▶ _WRITTEN PROBLEM_
Quote every line as written. Omit pictures.

▶ _DATASET EXCERPT_
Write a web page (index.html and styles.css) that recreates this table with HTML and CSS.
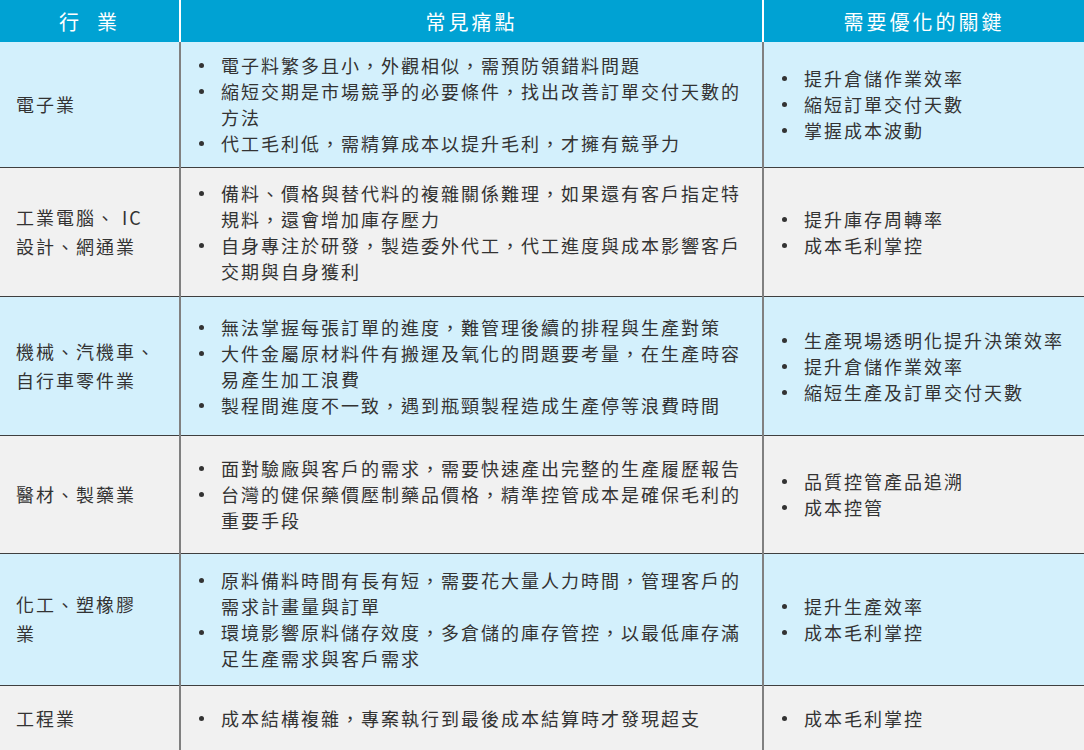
FILE: index.html
```html
<!DOCTYPE html>
<html lang="zh-Hant">
<head>
<meta charset="utf-8">
<link rel="stylesheet" href="styles.css">
</head>
<body>
<table class="grid">
  <colgroup><col class="c1"><col class="c2"><col class="c3"></colgroup>
  <thead>
    <tr class="head">
      <th>行&nbsp;&nbsp;業</th>
      <th>常見痛點</th>
      <th>需要優化的關鍵</th>
    </tr>
  </thead>
  <tbody>
    <tr class="blue r1">
      <td class="ind">電子業</td>
      <td><ul class="list">
        <li>電子料繁多且小，外觀相似，需預防領錯料問題</li>
        <li>縮短交期是市場競爭的必要條件，找出改善訂單交付天數的方法</li>
        <li>代工毛利低，需精算成本以提升毛利，才擁有競爭力</li>
      </ul></td>
      <td><ul class="list">
        <li>提升倉儲作業效率</li>
        <li>縮短訂單交付天數</li>
        <li>掌握成本波動</li>
      </ul></td>
    </tr>
    <tr class="gray r2">
      <td class="ind">工業電腦、 IC<br>設計、網通業</td>
      <td><ul class="list">
        <li>備料、價格與替代料的複雜關係難理，如果還有客戶指定特規料，還會增加庫存壓力</li>
        <li>自身專注於研發，製造委外代工，代工進度與成本影響客戶交期與自身獲利</li>
      </ul></td>
      <td><ul class="list">
        <li>提升庫存周轉率</li>
        <li>成本毛利掌控</li>
      </ul></td>
    </tr>
    <tr class="blue r3">
      <td class="ind">機械、汽機車、<br>自行車零件業</td>
      <td><ul class="list">
        <li>無法掌握每張訂單的進度，難管理後續的排程與生產對策</li>
        <li>大件金屬原材料件有搬運及氧化的問題要考量，在生產時容易產生加工浪費</li>
        <li>製程間進度不一致，遇到瓶頸製程造成生產停等浪費時間</li>
      </ul></td>
      <td><ul class="list">
        <li>生產現場透明化提升決策效率</li>
        <li>提升倉儲作業效率</li>
        <li>縮短生產及訂單交付天數</li>
      </ul></td>
    </tr>
    <tr class="gray r4">
      <td class="ind">醫材、製藥業</td>
      <td><ul class="list">
        <li>面對驗廠與客戶的需求，需要快速產出完整的生產履歷報告</li>
        <li>台灣的健保藥價壓制藥品價格，精準控管成本是確保毛利的重要手段</li>
      </ul></td>
      <td><ul class="list">
        <li>品質控管產品追溯</li>
        <li>成本控管</li>
      </ul></td>
    </tr>
    <tr class="blue r5">
      <td class="ind">化工、塑橡膠<br>業</td>
      <td><ul class="list">
        <li>原料備料時間有長有短，需要花大量人力時間，管理客戶的需求計畫量與訂單</li>
        <li>環境影響原料儲存效度，多倉儲的庫存管控，以最低庫存滿足生產需求與客戶需求</li>
      </ul></td>
      <td><ul class="list">
        <li>提升生產效率</li>
        <li>成本毛利掌控</li>
      </ul></td>
    </tr>
    <tr class="gray r6">
      <td class="ind">工程業</td>
      <td><ul class="list">
        <li>成本結構複雜，專案執行到最後成本結算時才發現超支</li>
      </ul></td>
      <td><ul class="list">
        <li>成本毛利掌控</li>
      </ul></td>
    </tr>
  </tbody>
</table>
</body>
</html>
```
FILE: styles.css
```css
html, body {
  margin: 0;
  padding: 0;
  background: #f1f1f1;
}
body {
  font-family: "Noto Sans CJK TC", "Noto Sans", sans-serif;
  color: #333;
}
.grid {
  width: 1084px;
  table-layout: fixed;
  border-collapse: collapse;
}
.c1 { width: 180px; }
.c2 { width: 583px; }
.c3 { width: 321px; }

.head { height: 42px; background: #00a2d3; }
.head th {
  color: #fff;
  font-weight: 400;
  font-size: 20px;
  letter-spacing: 3px;
  text-align: center;
  padding: 0;
  border-left: 2px solid #fff;
}
.head th:first-child { border-left: 0; }

tbody td {
  padding: 0;
  vertical-align: middle;
  border-top: 1px solid #3f3f3f;
  border-left: 2px solid #808080;
  font-size: 18px;
  letter-spacing: 2px;
  line-height: 26px;
}
tbody tr:first-child td { border-top: 0; }
tbody td:first-child { border-left: 0; }

.blue { background: #d3f0fc; }
.gray { background: #f1f1f1; }

.r1 { height: 125px; }
.r2 { height: 129px; }
.r3 { height: 139px; }
.r4 { height: 118px; }
.r5 { height: 132px; }
.r6 { height: 66px; }

.ind {
  padding-left: 16px;
  line-height: 29px;
}

.list {
  list-style: none;
  margin: 0;
  padding: 0 8px 0 18px;
}
.list li {
  display: flex;
}
.list li::before {
  content: "";
  flex: none;
  width: 5px;
  height: 5px;
  border-radius: 50%;
  background: #333;
  margin: 11px 17px 0 0;
}
```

▶ _COMPLETED EXERCISE_
Write a web page (index.html and styles.css) that recreates this table with HTML and CSS.
FILE: index.html
```html
<!DOCTYPE html>
<html lang="zh-Hant">
<head>
<meta charset="utf-8">
<link rel="stylesheet" href="styles.css">
</head>
<body>
<table class="grid">
  <colgroup><col class="c1"><col class="c2"><col class="c3"></colgroup>
  <thead>
    <tr class="head">
      <th>行&nbsp;&nbsp;業</th>
      <th>常見痛點</th>
      <th>需要優化的關鍵</th>
    </tr>
  </thead>
  <tbody>
    <tr class="blue r1">
      <td class="ind">電子業</td>
      <td><ul class="list">
        <li>電子料繁多且小，外觀相似，需預防領錯料問題</li>
        <li>縮短交期是市場競爭的必要條件，找出改善訂單交付天數的方法</li>
        <li>代工毛利低，需精算成本以提升毛利，才擁有競爭力</li>
      </ul></td>
      <td><ul class="list">
        <li>提升倉儲作業效率</li>
        <li>縮短訂單交付天數</li>
        <li>掌握成本波動</li>
      </ul></td>
    </tr>
    <tr class="gray r2">
      <td class="ind">工業電腦、 IC<br>設計、網通業</td>
      <td><ul class="list">
        <li>備料、價格與替代料的複雜關係難理，如果還有客戶指定特規料，還會增加庫存壓力</li>
        <li>自身專注於研發，製造委外代工，代工進度與成本影響客戶交期與自身獲利</li>
      </ul></td>
      <td><ul class="list">
        <li>提升庫存周轉率</li>
        <li>成本毛利掌控</li>
      </ul></td>
    </tr>
    <tr class="blue r3">
      <td class="ind">機械、汽機車、<br>自行車零件業</td>
      <td><ul class="list">
        <li>無法掌握每張訂單的進度，難管理後續的排程與生產對策</li>
        <li>大件金屬原材料件有搬運及氧化的問題要考量，在生產時容易產生加工浪費</li>
        <li>製程間進度不一致，遇到瓶頸製程造成生產停等浪費時間</li>
      </ul></td>
      <td><ul class="list">
        <li>生產現場透明化提升決策效率</li>
        <li>提升倉儲作業效率</li>
        <li>縮短生產及訂單交付天數</li>
      </ul></td>
    </tr>
    <tr class="gray r4">
      <td class="ind">醫材、製藥業</td>
      <td><ul class="list">
        <li>面對驗廠與客戶的需求，需要快速產出完整的生產履歷報告</li>
        <li>台灣的健保藥價壓制藥品價格，精準控管成本是確保毛利的重要手段</li>
      </ul></td>
      <td><ul class="list">
        <li>品質控管產品追溯</li>
        <li>成本控管</li>
      </ul></td>
    </tr>
    <tr class="blue r5">
      <td class="ind">化工、塑橡膠<br>業</td>
      <td><ul class="list">
        <li>原料備料時間有長有短，需要花大量人力時間，管理客戶的需求計畫量與訂單</li>
        <li>環境影響原料儲存效度，多倉儲的庫存管控，以最低庫存滿足生產需求與客戶需求</li>
      </ul></td>
      <td><ul class="list">
        <li>提升生產效率</li>
        <li>成本毛利掌控</li>
      </ul></td>
    </tr>
    <tr class="gray r6">
      <td class="ind">工程業</td>
      <td><ul class="list">
        <li>成本結構複雜，專案執行到最後成本結算時才發現超支</li>
      </ul></td>
      <td><ul class="list">
        <li>成本毛利掌控</li>
      </ul></td>
    </tr>
  </tbody>
</table>
</body>
</html>
```
FILE: styles.css
```css
html, body {
  margin: 0;
  padding: 0;
  background: #f1f1f1;
}
body {
  font-family: "Noto Sans CJK TC", "Noto Sans", sans-serif;
  color: #333;
}
.grid {
  width: 1084px;
  table-layout: fixed;
  border-collapse: collapse;
}
.c1 { width: 180px; }
.c2 { width: 583px; }
.c3 { width: 321px; }

.head { height: 42px; background: #00a2d3; }
.head th {
  color: #fff;
  font-weight: 400;
  font-size: 20px;
  letter-spacing: 3px;
  text-align: center;
  padding: 0;
  border-left: 2px solid #fff;
}
.head th:first-child { border-left: 0; }

tbody td {
  padding: 0;
  vertical-align: middle;
  border-top: 1px solid #3f3f3f;
  border-left: 2px solid #808080;
  font-size: 18px;
  letter-spacing: 2px;
  line-height: 26px;
}
tbody tr:first-child td { border-top: 0; }
tbody td:first-child { border-left: 0; }

.blue { background: #d3f0fc; }
.gray { background: #f1f1f1; }

.r1 { height: 125px; }
.r2 { height: 129px; }
.r3 { height: 139px; }
.r4 { height: 118px; }
.r5 { height: 132px; }
.r6 { height: 66px; }

.ind {
  padding-left: 16px;
  line-height: 29px;
}

.list {
  list-style: none;
  margin: 0;
  padding: 0 8px 0 18px;
}
.list li {
  display: flex;
}
.list li::before {
  content: "";
  flex: none;
  width: 5px;
  height: 5px;
  border-radius: 50%;
  background: #333;
  margin: 11px 17px 0 0;
}
```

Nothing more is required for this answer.